→ Task brief:
Search the material below for the word "this". Copy every line that has it.

→ Data segment:
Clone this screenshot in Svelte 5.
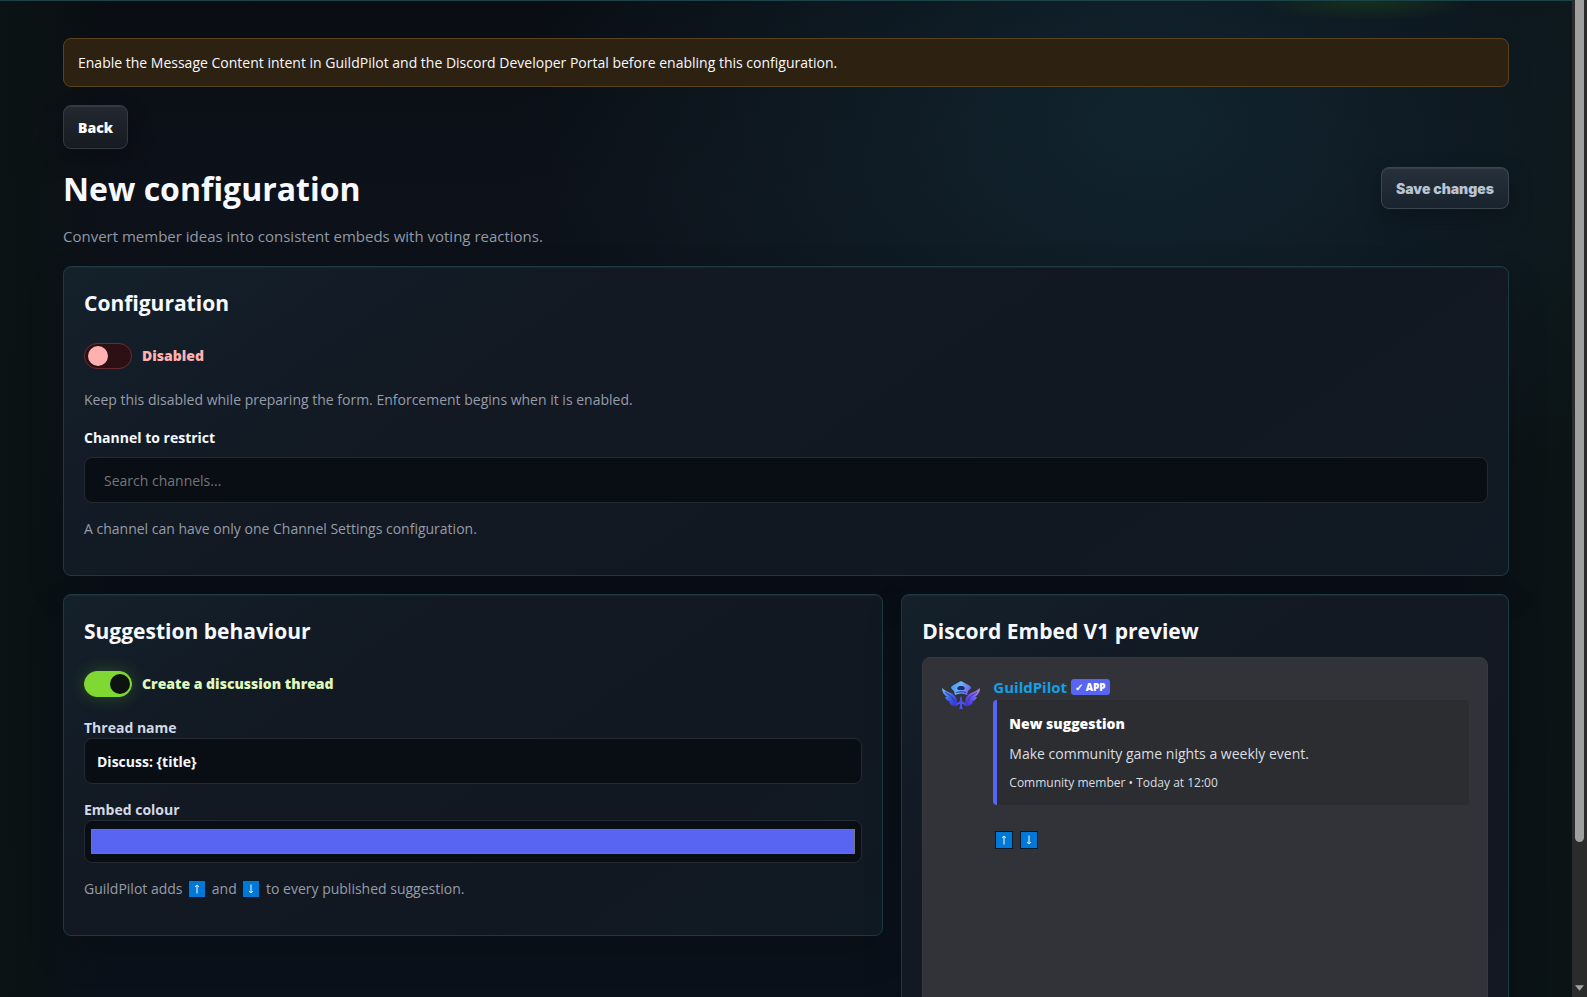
<script>
  let enabled = false;
  let createThread = true;
  let channel = "";
  let threadName = "Discuss: {title}";
  let colour = "#5865f2";
</script>

<div class="shell">
  <main>
    <div class="notice">
      Enable the Message Content intent in GuildPilot and the Discord Developer
      Portal before enabling this configuration.
    </div>

    <button class="button back">Back</button>

    <header>
      <div>
        <h1>New configuration</h1>
        <p class="lead">
          Convert member ideas into consistent embeds with voting reactions.
        </p>
      </div>
      <button class="button save">Save changes</button>
    </header>

    <section class="card">
      <h2>Configuration</h2>
      <label class="toggle">
        <input type="checkbox" bind:checked={enabled} />
        <span>{enabled ? "Enabled" : "Disabled"}</span>
      </label>
      <p class="hint">
        Keep this disabled while preparing the form. Enforcement begins when it
        is enabled.
      </p>
      <label class="channel-label" for="channel">Channel to restrict</label>
      <input
        id="channel"
        class="text search"
        type="text"
        placeholder="Search channels..."
        bind:value={channel}
      />
      <p class="hint">
        A channel can have only one Channel Settings configuration.
      </p>
    </section>

    <div class="columns">
      <section class="card">
        <h2>Suggestion behaviour</h2>
        <label class="toggle">
          <input type="checkbox" bind:checked={createThread} />
          <span>Create a discussion thread</span>
        </label>
        <div class="field">
          <label for="thread">Thread name</label>
          <input id="thread" class="text" type="text" bind:value={threadName} />
        </div>
        <div class="field">
          <label for="colour">Embed colour</label>
          <input id="colour" class="colour" type="color" bind:value={colour} />
        </div>
        <p class="hint">
          GuildPilot adds {@render arrow("up")} and {@render arrow("down")} to every
          published suggestion.
        </p>
      </section>

      <section class="card">
        <h2>Discord Embed V1 preview</h2>
        <div class="discord">
          <svg class="avatar" viewBox="0 0 40 40" aria-hidden="true">
            <defs>
              <linearGradient id="wing" x1="0" y1="0" x2="1" y2="1">
                <stop offset="0" stop-color="#7cc0f0" />
                <stop offset="0.5" stop-color="#3f62ee" />
                <stop offset="1" stop-color="#3a25c9" />
              </linearGradient>
              <linearGradient id="wing-right" x1="1" y1="0" x2="0" y2="1">
                <stop offset="0" stop-color="#c08cf0" />
                <stop offset="0.5" stop-color="#6a56ee" />
                <stop offset="1" stop-color="#3226d0" />
              </linearGradient>
              <linearGradient id="cap" x1="0" y1="0" x2="1" y2="0.3">
                <stop offset="0" stop-color="#3a8df2" />
                <stop offset="0.5" stop-color="#67b6fa" />
                <stop offset="1" stop-color="#7568ed" />
              </linearGradient>
            </defs>
            <path
              d="M1 12c4 4 9 4 12 7 2 2 3 4 3 7l1 4c-4 1-7 0-9-4h2c-3-1-5-2-6-5h2c-3-2-5-5-5-9z"
              fill="url(#wing)"
            />
            <path
              d="M39 12c-4 4-9 4-12 7-2 2-3 4-3 7l-1 4c4 1 7 0 9-4h-2c3-1 5-2 6-5h-2c3-2 5-5 5-9z"
              fill="url(#wing-right)"
            />
            <path
              d="M4 16c4 3 7 4 9 9M36 16c-4 3-7 4-9 9"
              fill="none"
              stroke="#272d74"
              stroke-width="0.8"
            />
            <path
              d="M20 5c3 2 7 3 10 6 0 2-2 3-3 4l-1 4c-4-2-8-2-12 0l-1-4c-1-1-3-2-3-4 3-3 7-4 10-6z"
              fill="url(#cap)"
            />
            <path d="M16 12l2-2h4l2 2-1 2h-6z" fill="#202d70" />
            <path d="M15 16c3-1 7-1 10 0v1c-3-1-7-1-10 0z" fill="#2639a0" />
            <path
              d="M20 20l1 2v3l4 3v1l-4-1v3l1 2h-4l1-2v-3l-4 1v-1l4-3v-3z"
              fill="#4b50f0"
            />
          </svg>
          <div class="message">
            <div class="author">
              <strong>GuildPilot</strong>
              <span class="badge">✓ APP</span>
            </div>
            <article style="border-color: {colour}">
              <h3>New suggestion</h3>
              <p>Make community game nights a weekly event.</p>
              <small>Community member • Today at 12:00</small>
            </article>
            <div class="reactions">
              {@render arrow("up")}
              {@render arrow("down")}
            </div>
          </div>
        </div>
      </section>
    </div>
  </main>

  <div class="scrollbar" aria-hidden="true">
    <div class="thumb"></div>
    <svg viewBox="0 0 10 6"><path d="M0 0h10L5 6z" fill="#a3a3a3" /></svg>
  </div>
</div>

{#snippet arrow(direction)}
  <svg class="arrow" viewBox="0 0 18 18" role="img" aria-label={direction}>
    <rect width="18" height="18" fill="#06182b" />
    <rect x="1" y="1" width="16" height="16" fill="#0078d7" />
    <path
      d={direction === "up"
        ? "M9 13.500V5M7 7l2-2 2 2"
        : "M9 4.500V13M7 11l2 2 2-2"}
      fill="none"
      stroke="#fff"
    />
  </svg>
{/snippet}

<style>
  :global(body) {
    background: #090d13;
  }
  .shell {
    display: flex;
    height: 100vh;
    overflow: hidden;
    color: #f7f9ff;
    font: 14px/24px "Segoe UI", "Open Sans", sans-serif;
  }
  .shell * {
    box-sizing: border-box;
  }
  main {
    flex: 1;
    min-width: 0;
    overflow: hidden;
    padding: 37px 63px;
    border-top: 1px solid #1c4347;
    background:
      radial-gradient(ellipse 110px 20px at 87% 0, #16301e, transparent),
      radial-gradient(ellipse 640px 440px at 73% 12%, #11242e, transparent),
      linear-gradient(90deg, #0b1313, transparent 7%, transparent 93%, #0b1414),
      linear-gradient(#090d13, #0d1119 20%, #0a1018 60%, #0a111b);
  }
  h1,
  h2,
  h3,
  p {
    margin: 0;
  }
  .notice {
    padding: 12px 14px;
    border: 1px solid #5a431a;
    border-radius: 8px;
    background: #2d2212;
    line-height: 23px;
  }
  .button {
    height: 42px;
    padding: 0 14px;
    border: 1px solid #343a43;
    border-radius: 8px;
    color: #fff;
    background: linear-gradient(#242931, #161b22);
    box-shadow:
      0 10px 24px rgba(0, 0, 0, 0.25),
      inset 0 1px 0 rgba(255, 255, 255, 0.08);
  }
  .back {
    display: block;
    margin: 18px 0;
    height: 44px;
    font: 800 14px "Segoe UI", "Open Sans", sans-serif;
  }
  .save {
    border-color: #3a4650;
    color: #bac4d4;
    background: linear-gradient(#28313b, #18232d);
    font: 900 14px Inter, sans-serif;
  }
  header {
    display: flex;
    justify-content: space-between;
    align-items: flex-start;
    margin-bottom: 18px;
  }
  h1 {
    font-size: 32px;
    line-height: 44px;
  }
  .lead {
    margin-top: 13px;
    color: #9298a5;
    font-size: 15px;
  }
  .card {
    padding: 20px;
    border: 1px solid #1e3a41;
    border-radius: 8px;
    background: linear-gradient(145deg, #14202a, #121923 30%, #121822 70%, #101a23);
    box-shadow:
      0 16px 40px rgba(0, 0, 0, 0.14),
      inset 0 1px 0 rgba(255, 255, 255, 0.05);
  }
  h2 {
    font-size: 21px;
    line-height: 32px;
  }
  .toggle {
    display: flex;
    align-items: center;
    gap: 10px;
    height: 32px;
    margin-top: 21px;
    color: #ffb1b1;
    font-weight: 800;
  }
  .toggle input {
    appearance: none;
    display: flex;
    align-items: center;
    width: 48px;
    height: 26px;
    margin: 0;
    padding: 0 3px;
    border: 1px solid #6b2a2e;
    border-radius: 13px;
    background: #2d1013;
  }
  .toggle input::before {
    content: "";
    width: 20px;
    height: 20px;
    border-radius: 50%;
    background: #ffb1b1;
  }
  .toggle input:checked {
    justify-content: flex-end;
    padding-right: 1px;
    border-color: #80d832;
    background: #80d832;
    box-shadow: 0 0 16px rgba(128, 216, 50, 0.25);
  }
  .toggle input:checked::before {
    background: #0d1311;
  }
  .toggle input:checked + span {
    color: #dff8bd;
  }
  .hint {
    margin: 14px 0;
    color: #969ca9;
  }
  .toggle + .hint {
    margin-top: 16px;
  }
  .channel-label,
  .field label {
    display: block;
    font-weight: 700;
  }
  .text,
  .colour {
    display: block;
    width: 100%;
    height: 46px;
    padding: 0 12px;
    border: 1px solid #242a33;
    border-radius: 8px;
    color: #f7f9ff;
    background: #090d14;
    font: 700 14px "Segoe UI", "Open Sans", sans-serif;
  }
  .search {
    margin-top: 7px;
    padding: 0 19px;
    font-weight: 400;
  }
  .search::placeholder {
    color: #757575;
  }
  .field {
    margin-top: 16px;
  }
  .toggle + .field {
    margin-top: 18px;
  }
  .field label {
    color: #d3d9e6;
    line-height: 20px;
  }
  .colour {
    height: 43px;
    padding: 4px;
  }
  .columns {
    display: grid;
    grid-template-columns: 1.35fr 1fr;
    align-items: start;
    gap: 18px;
    margin-top: 18px;
  }
  .arrow {
    width: 18px;
    height: 18px;
    margin: 0 2px;
    vertical-align: -4px;
  }
  .discord {
    display: flex;
    gap: 12px;
    min-height: 480px;
    margin-top: 10px;
    padding: 18px;
    border: 1px solid #38393f;
    border-radius: 8px;
    background: #323338;
  }
  .avatar {
    flex: none;
    width: 40px;
    height: 40px;
  }
  .message {
    flex: 1;
    min-width: 0;
  }
  .author {
    display: flex;
    align-items: center;
    gap: 4px;
    height: 22px;
    margin-bottom: 2px;
    color: #12a0e8;
    font-size: 15px;
  }
  .badge {
    padding: 0 4px;
    border-radius: 3px;
    color: #fff;
    background: #5865f2;
    font-weight: 800;
    font-size: 10px;
    line-height: 16px;
  }
  article {
    padding: 12px;
    border-left: 4px solid;
    border-radius: 4px;
    color: #dbdee1;
    background: #2b2d31;
  }
  h3 {
    color: #fff;
    font-weight: 800;
    font-size: 14px;
    line-height: 24px;
  }
  article p {
    margin: 6px 0 7px;
  }
  small {
    display: block;
    font-size: 12px;
    line-height: 20px;
  }
  .reactions {
    display: flex;
    gap: 3px;
    margin-top: 26px;
  }
  .scrollbar {
    display: flex;
    flex-direction: column;
    justify-content: space-between;
    align-items: center;
    width: 15px;
    padding-bottom: 6px;
    background: #2b2b2b;
  }
  .thumb {
    width: 9px;
    height: 85%;
    border-radius: 0 0 5px 5px;
    background: #9f9f9f;
  }
  .scrollbar svg {
    width: 9px;
    height: 6px;
  }
</style>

→ The result:
Clone this screenshot in Svelte 5.
      Portal before enabling this configuration.
        Keep this disabled while preparing the form. Enforcement begins when it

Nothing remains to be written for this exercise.